米ニューヨーク・タイムズは17日、米アップルが中国のiPhoneユーザーの全ての個人情報を中国当局に提供したことが分かったと報じた。外国のテクノロジー企業の墓場と呼ばれる中国でアップルが好調を維持する秘訣が当局に取り入ることだと判明した格好だ。中国という巨大市場で事業を継続するため、ユーザーの情報保護という基本原則を捨てたとして、国際的に批判が強まりそうだ。

 アップルの今年1-3月の中国国内における売上高は177億2800万ドル(約1兆9300億円)で、同社の全世界の売上高の19.8%に達する。ニューヨーク・タイムズはアップルの内部文書と法律文書を分析し、元社員と現役社員計17人を取材した結果、アップルが自社の原則に反し、中国政府の検閲と監視に積極的に協力したことが分かったと報じた。しかし、アップルは「中国または我々が事業を行う全ての場所でユーザーとデータのセキュリティーを損ねたことはない」と反論した。

 ニューヨーク・タイムズによると、アップルはまずiPhoneユーザーの個人情報とデータを中国側に丸ごと提供した。2017年6月に施行された中国のサイバー安全法に従い、中国のiPhoneユーザーの個人情報とデータを中国の政府系企業のサーバーに保管した。本来アップルは中国の顧客の連絡先、写真、電子メールなどデリケートな個人情報を中国国外にあるサーバーに保存していたが、「サイバー安全法に従わない場合、サービス中断もあり得る」という中国政府の脅迫に屈服したという。アップルは暗号化された顧客データを解読できる「デジタルキー」も中国国内に残したという。当時初期の交渉に加わった社員は「顧客データが危うくなる」と懸念したが、決定を覆すことはできなかったという。

 次の段階では顧客データの法的所有権も中国当局に譲った。中国・貴州省の貴陽データセンターに保管される顧客データは貴州省政府傘下の「貴州クラウドビッグデータ(GCBD)」という企業が所有権と物理的制御権を持つ。中国当局が望めば、いつでもアップルのユーザーの電子メール、写真、連絡先、カレンダー、位置情報などを閲覧できる。

 アップルは中国政府が嫌いそうなアプリを自主的に検閲、削除している。アップルは社内に組織をつくり、天安門事件、チベットの指導者ダライ・ラマなど中国政府が嫌う内容を含むアプリを事前に削除した。iPhoneに搭載された台湾国旗の絵文字も消した。また、中国出身の反体制実業家、郭文貴氏が中国共産党の腐敗疑惑を暴露するのに使ったアプリも禁止した。ニューヨーク・タイムズがアプリ関連のデータ企業センサータワーと共同で分析した結果、2017年以降にアップルのアップストアからアプリが削除されたケースは5万5000件余りに達した。

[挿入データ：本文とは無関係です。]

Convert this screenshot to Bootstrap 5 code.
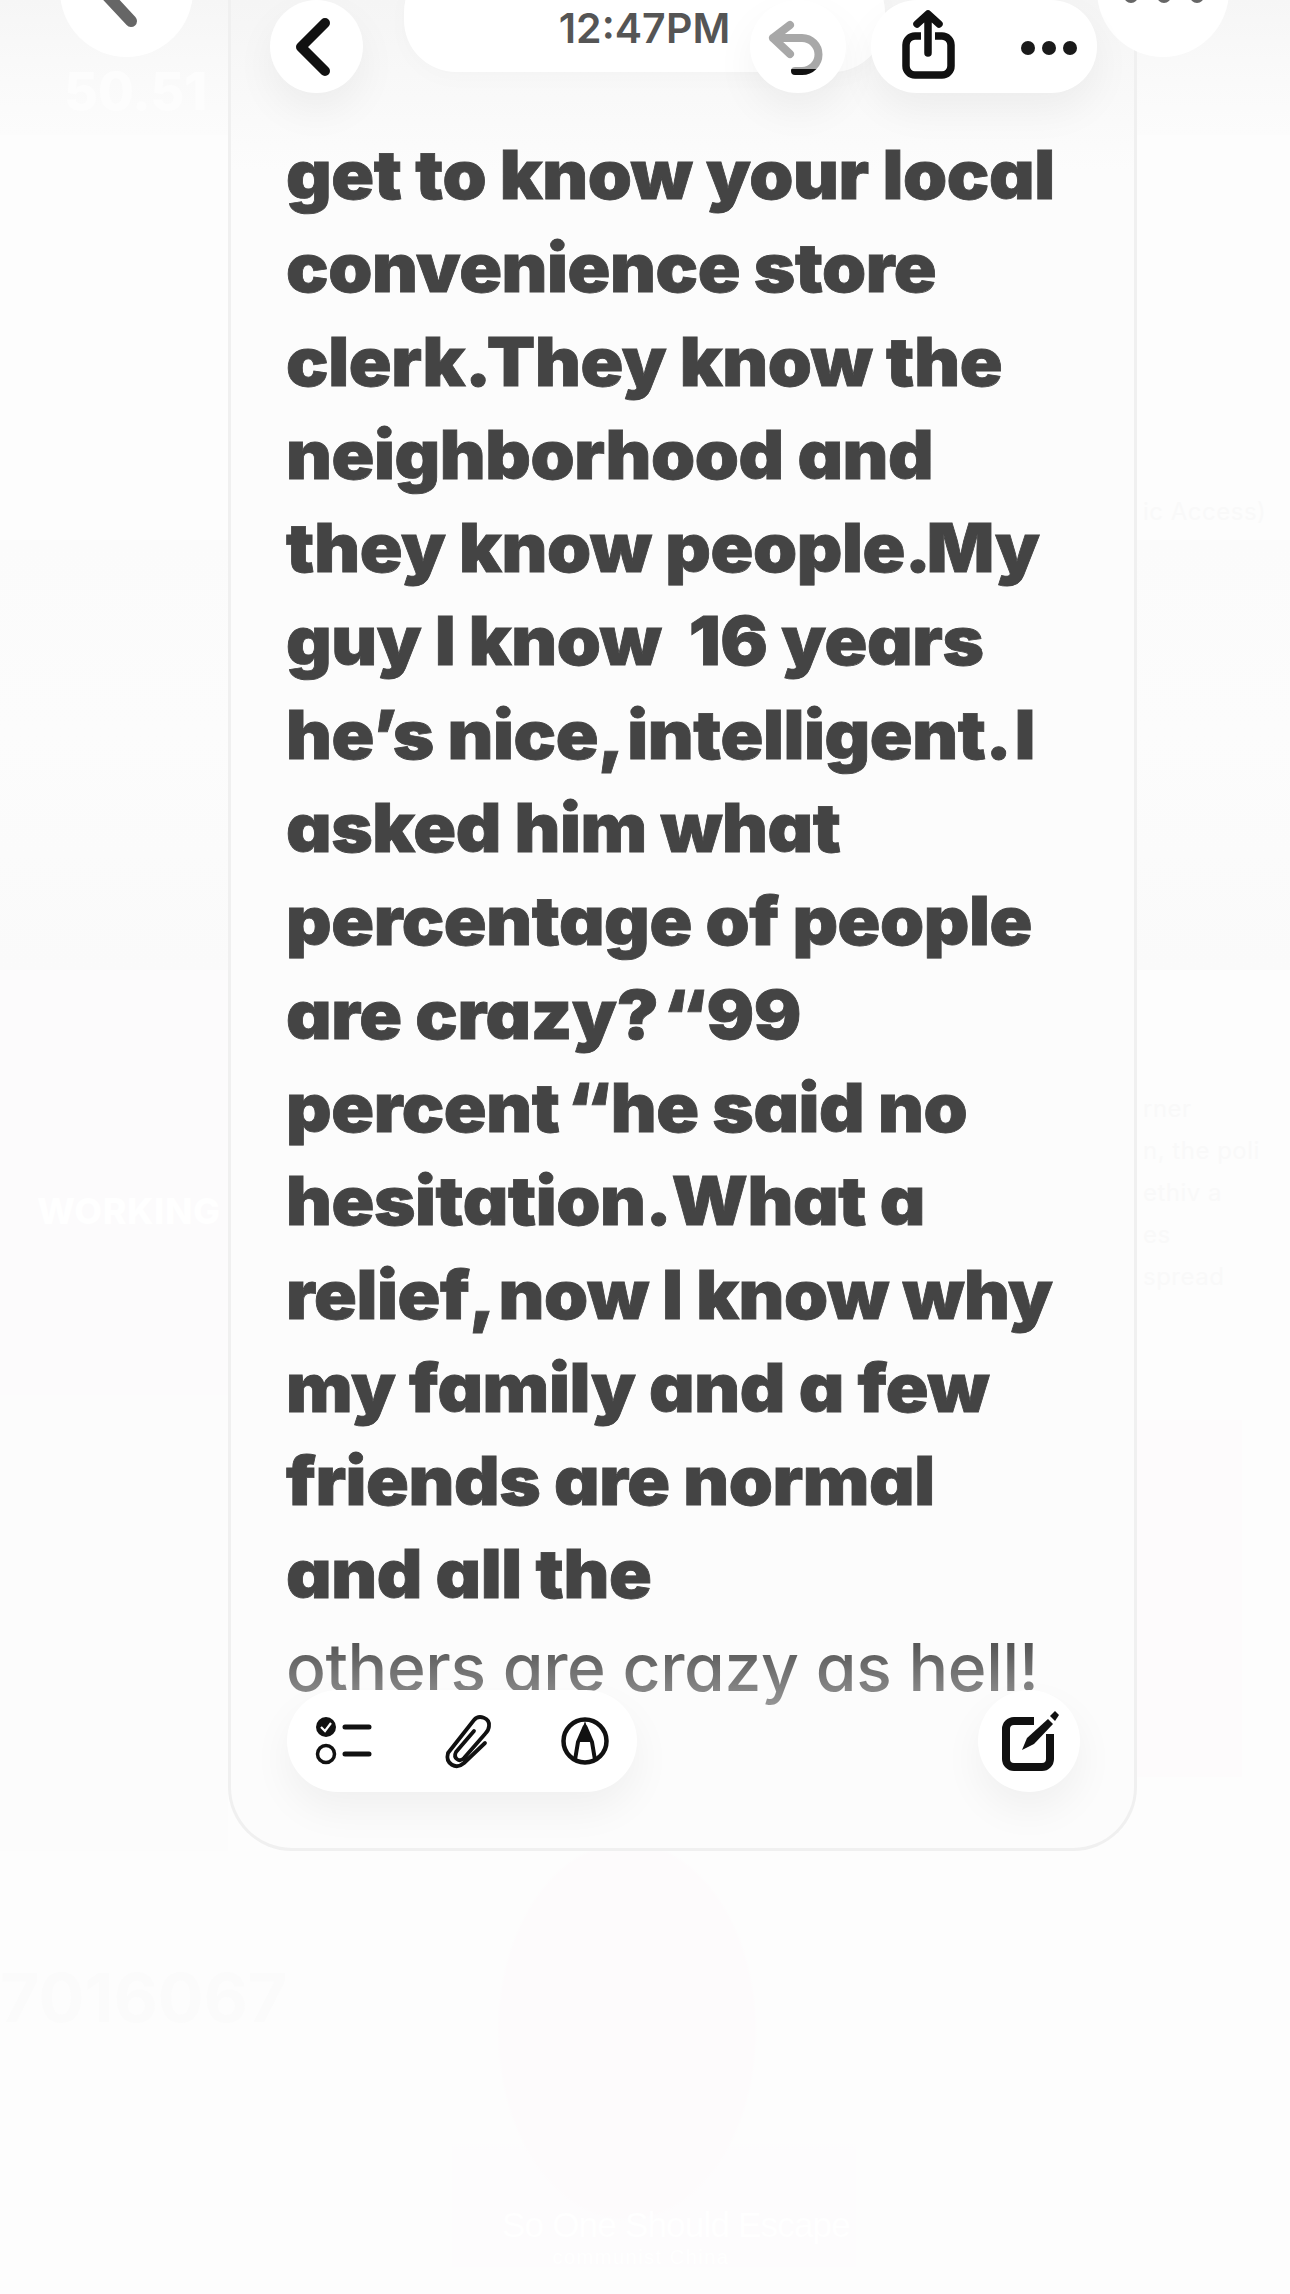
<!DOCTYPE html>
<html lang="en">
<head>
<meta charset="utf-8">
<title>Note</title>
<link href="https://cdn.jsdelivr.net/npm/bootstrap@5.3.0/dist/css/bootstrap.min.css" rel="stylesheet">
<style>
html,body{margin:0;background:#fdfdfd;}
body{font-family:Inter,"Liberation Sans",sans-serif;}
.stage{position:relative;width:1290px;height:2294px;overflow:hidden;background:#fdfdfd;}
.upper{height:1851px;}
.side{flex:0 0 auto;display:flex;flex-direction:column;overflow:hidden;}
.side-l{width:228px;}
.side-r{width:153px;}
.band{overflow:hidden;}
.band-top{height:135px;background:linear-gradient(#f6f6f6,#fafafa 60%,#fcfcfc);color:#fdfdfd;}
.band-top span{display:block;font-size:52px;font-weight:800;padding:66px 0 0 64px;line-height:1;}
.band-a{height:405px;background:#fdfdfd;}
.band-b{height:430px;background:linear-gradient(#fbfbfb,#fcfcfc 45%,#fafafa);}
.band-c{height:425px;background:#fcfbfc;padding:223px 0 0 37px;font-size:36px;line-height:36px;font-weight:800;letter-spacing:.5px;color:#fff;}
.band-d{height:456px;background:#fcfcfc;}
.band-r1{height:135px;background:linear-gradient(#f6f6f6,#fafafa 60%,#fcfcfc);}
.band-r2{height:405px;background:#fdfdfd;color:#f9f9f9;font-size:24px;line-height:30px;padding:362px 0 0 6px;white-space:nowrap;letter-spacing:.5px;}
.band-r3{height:430px;background:linear-gradient(#fbfbfb,#fcfcfc 45%,#fafafa);}
.band-r4{height:450px;background:#fdfdfd;color:#f9f9f9;font-size:24px;line-height:42px;padding:118px 0 0 6px;white-space:nowrap;letter-spacing:.5px;}
.band-r5{height:357px;width:105px;background:#fdfbfc;}
.note{width:909px;flex:0 0 auto;height:1851px;background:#fcfcfc;border:3px solid #f0f0f0;border-top:0;border-radius:0 0 64px 64px;position:relative;overflow:hidden;padding:0 0 0 55px;}
.top-shade{position:absolute;left:0;right:0;top:0;height:170px;background:linear-gradient(#f5f5f5,#fcfcfc);}
.note-text{position:relative;margin:0;padding-top:128px;font-size:67px;line-height:93.3px;font-weight:900;color:#444;letter-spacing:-.4px;font-feature-settings:"cv11";white-space:nowrap;-webkit-text-stroke:.8px #444;}
.note-line{display:block;transform:scaleX(1.055);transform-origin:left center;}
.gap-s{word-spacing:-6px;}
.gap-m{word-spacing:-9px;}
.gap-l{word-spacing:-13px;}
.fade-line{display:block;font-size:66px;font-weight:500;-webkit-text-stroke:0;background:linear-gradient(#555 25%,#999);-webkit-background-clip:text;background-clip:text;color:transparent;height:88px;overflow:hidden;}
.chip{position:absolute;background:#fff;display:flex;align-items:center;justify-content:center;}
.chip svg{display:block;flex:0 0 auto;}
.chip-back{left:270px;top:0;width:93px;height:93px;border-radius:50%;box-shadow:0 18px 40px rgba(0,0,0,.05);}
.chip-undo{left:750px;top:0;width:96px;height:93px;border-radius:50%;box-shadow:0 18px 40px rgba(0,0,0,.05);}
.chip-time{left:404px;top:-40px;width:481px;height:112px;border-radius:52px;align-items:flex-end;padding-bottom:23px;font-size:41px;line-height:1;font-weight:600;color:#555;word-spacing:-10px;box-shadow:0 6px 24px rgba(0,0,0,.02);}
.chip-share{left:871px;top:0;width:226px;height:93px;border-radius:46px;box-shadow:0 18px 40px rgba(0,0,0,.05);}
.chip-l{left:60px;top:-76px;width:133px;height:133px;border-radius:50%;}
.chip-r{left:1097px;top:-76px;width:132px;height:133px;border-radius:50%;}
.chip-tools{left:287px;top:1690px;width:350px;height:102px;border-radius:51px;box-shadow:0 18px 40px rgba(0,0,0,.05);}
.chip-pen{left:978px;top:1690px;width:102px;height:102px;border-radius:50%;box-shadow:0 18px 40px rgba(0,0,0,.05);}
.lower{height:443px;gap:24px;align-items:flex-start;}
.poster-l{width:428px;height:416px;background:#fdfdfd;padding:112px 0 0 0;font-size:68px;line-height:68px;font-weight:700;color:#fbfbfb;white-space:nowrap;overflow:hidden;}
.poster-m{width:404px;height:416px;background:radial-gradient(ellipse 130px 190px at 175px 180px,#fdfbfc 98%,transparent),linear-gradient(#fdfdfd 70%,#fdfcfd 72%);color:#fff;font-family:"Liberation Sans",sans-serif;text-align:center;padding-top:356px;}
.cap-big{font-size:35px;line-height:36px;display:block;padding-left:44px;letter-spacing:-.8px;white-space:nowrap;}
.cap-sm{font-size:20px;line-height:20px;display:block;margin-top:4px;padding-right:26px;letter-spacing:1.5px;white-space:nowrap;}
</style>
</head>
<body>
<div class="stage">
  <div class="upper d-flex">
    <div class="side side-l">
      <div class="band band-top"><span>50.51</span></div>
      <div class="band band-a"></div>
      <div class="band band-b"></div>
      <div class="band band-c">WORKING</div>
      <div class="band band-d"></div>
    </div>
    <div class="note">
      <div class="top-shade"></div>
      <p class="note-text">
        <span class="note-line">get to know your local</span>
        <span class="note-line">convenience store</span>
        <span class="note-line">clerk<span class="gap-l">. </span>They know the</span>
        <span class="note-line">neighborhood and</span>
        <span class="note-line">they know people<span class="gap-l">. </span>My</span>
        <span class="note-line">guy I know&nbsp; 16 years</span>
        <span class="note-line">he’s nice<span class="gap-s">, </span>intelligent<span class="gap-s">. </span>I</span>
        <span class="note-line">asked him what</span>
        <span class="note-line">percentage of people</span>
        <span class="note-line">are crazy<span class="gap-m">? </span>“99</span>
        <span class="note-line">percent<span class="gap-s"> </span>“he said no</span>
        <span class="note-line">hesitation<span class="gap-m">. </span>What a</span>
        <span class="note-line">relief<span class="gap-s">, </span>now I know why</span>
        <span class="note-line">my family and a few</span>
        <span class="note-line">friends are normal</span>
        <span class="note-line">and all the</span>
        <span class="fade-line">others are crazy as hell!</span>
      </p>
    </div>
    <div class="side side-r">
      <div class="band band-r1"></div>
      <div class="band band-r2">ic Access)</div>
      <div class="band band-r3"></div>
      <div class="band band-r4">rner<br>n, the poli<br>ethiv a<br>es<br>spread</div>
      <div class="band band-r5"></div>
    </div>
  </div>
  <div class="lower d-flex">
    <div class="poster-l">7016067</div>
    <div class="poster-m"><span class="cap-big">So One Should Escape</span><span class="cap-sm">communist China</span></div>
  </div>

  <div class="chip chip-l">
    <svg width="133" height="133" viewBox="0 0 133 133"><path d="M44 68 71 97" fill="none" stroke="#666" stroke-width="12" stroke-linecap="round"/></svg>
  </div>
  <div class="chip chip-r">
    <svg width="132" height="133" viewBox="0 0 132 133"><g fill="#666"><circle cx="34" cy="72" r="7"/><circle cx="67" cy="72" r="7"/><circle cx="100" cy="72" r="7"/></g></svg>
  </div>
  <div class="chip chip-back">
    <svg width="93" height="93" viewBox="0 0 93 93"><path d="M55 23 31 47l24 24" fill="none" stroke="#111" stroke-width="10" stroke-linecap="round" stroke-linejoin="round"/></svg>
  </div>
  <div class="chip chip-time"><span>12:47 PM</span></div>
  <div class="chip chip-undo">
    <svg width="96" height="93" viewBox="0 0 96 93">
      <defs>
        <clipPath id="undo-upper"><rect x="0" y="0" width="96" height="69"/></clipPath>
        <clipPath id="undo-lower"><rect x="0" y="69" width="96" height="24"/></clipPath>
      </defs>
      <path clip-path="url(#undo-upper)" d="M40 25 23 38l17 16M23 38h29a16.500 16.500 0 0 1 0 33h-7" fill="none" stroke="#a8a8a8" stroke-width="8" stroke-linecap="round" stroke-linejoin="round"/>
      <path clip-path="url(#undo-lower)" d="M23 38h29a16.500 16.500 0 0 1 0 33h-7" fill="none" stroke="#111" stroke-width="8" stroke-linecap="round" stroke-linejoin="round"/>
    </svg>
  </div>
  <div class="chip chip-share">
    <svg width="226" height="93" viewBox="0 0 226 93">
      <path d="M50 36h-6a9 9 0 0 0-9 9v21a9 9 0 0 0 9 9h27a9 9 0 0 0 9-9V45a9 9 0 0 0-9-9h-7" fill="none" stroke="#111" stroke-width="7.500"/>
      <path d="M57 53V15M46 24l11-10 11 10" fill="none" stroke="#111" stroke-width="7.500" stroke-linecap="round" stroke-linejoin="round"/>
      <g fill="#1a1a1a"><circle cx="157" cy="48" r="7"/><circle cx="178" cy="48" r="7"/><circle cx="199" cy="48" r="7"/></g>
    </svg>
  </div>
  <div class="chip chip-tools">
    <svg width="350" height="102" viewBox="0 0 350 102">
      <circle cx="39" cy="37" r="10" fill="#111"/><path d="M34 37l4 4 6-8" fill="none" stroke="#fff" stroke-width="2.200"/>
      <circle cx="39" cy="64" r="8.500" fill="none" stroke="#111" stroke-width="3.500"/>
      <path d="M58 37h24M58 64h24" stroke="#111" stroke-width="5" stroke-linecap="round"/>
      <path d="M198 53 177 73C169 80 158 74 161 63L187 30C192 24 203 28 202 36C202 39 200 42 198 44L177 68C172 73 166 68 169 62L187 41" fill="none" stroke="#111" stroke-width="3.800" stroke-linecap="round" stroke-linejoin="round"/>
      <circle cx="298" cy="51" r="21.500" fill="none" stroke="#111" stroke-width="4.500"/>
      <path d="M298 36 291 52 288 70M298 36 305 52 308 70" fill="none" stroke="#111" stroke-width="4" stroke-linejoin="round"/>
      <path d="M298 31 291 52H305Z" fill="#111"/>
    </svg>
  </div>
  <div class="chip chip-pen">
    <svg width="102" height="102" viewBox="0 0 102 102">
      <path d="M56 31H36a8 8 0 0 0-8 8v30a8 8 0 0 0 8 8h28a8 8 0 0 0 8-8V44" fill="none" stroke="#111" stroke-width="8"/>
      <path d="M44 60 49 48 70 29 75 34 56 54Z" fill="#111"/>
      <path d="M72 26 77 21 81 25 77 31Z" fill="#111"/>
    </svg>
  </div>
</div>
<script src="https://cdn.jsdelivr.net/npm/bootstrap@5.3.0/dist/js/bootstrap.bundle.min.js"></script>
</body>
</html>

 アップルは他の地域では絶対にしない行動で中国の歓心を買おうと努力した。アップルが全世界で販売するiPhoneには「カリフォルニアのアップルが設計した(Designed by Apple in California)」という文言が書かれているが、中国のエンジニアとデザイナーが反発したため、中国国内で販売するiPhoneからこの文言を消し去ったという。アップルは中国当局の要請があれば、積極的に受け入れることにした。18年6月から20年6月までの2年間で中国政府の要請の91%を受け入れ、1217のアプリを削除した。他国政府による削除要請を受け入れた割合(40%)の2倍を超える。

 アップルの行為は他のIT企業と比較される。06年1月27日に中国でサービスを開始したグーグルは中国の検索結果検閲を拒否し、10年に事業を中止して撤退した。アマゾンウェブサービスも外国企業がクラウド施設を運営できないという中国の法律に従い、17年に一部資産を売却した。国際的な人権団体、アムネスティのニコラス・ベケリン東アジア・東南アジア地域事務所長はニューヨーク・タイムズに対し、「アップルは中国政府がコントロールする検閲機械の歯車になった」と批判した。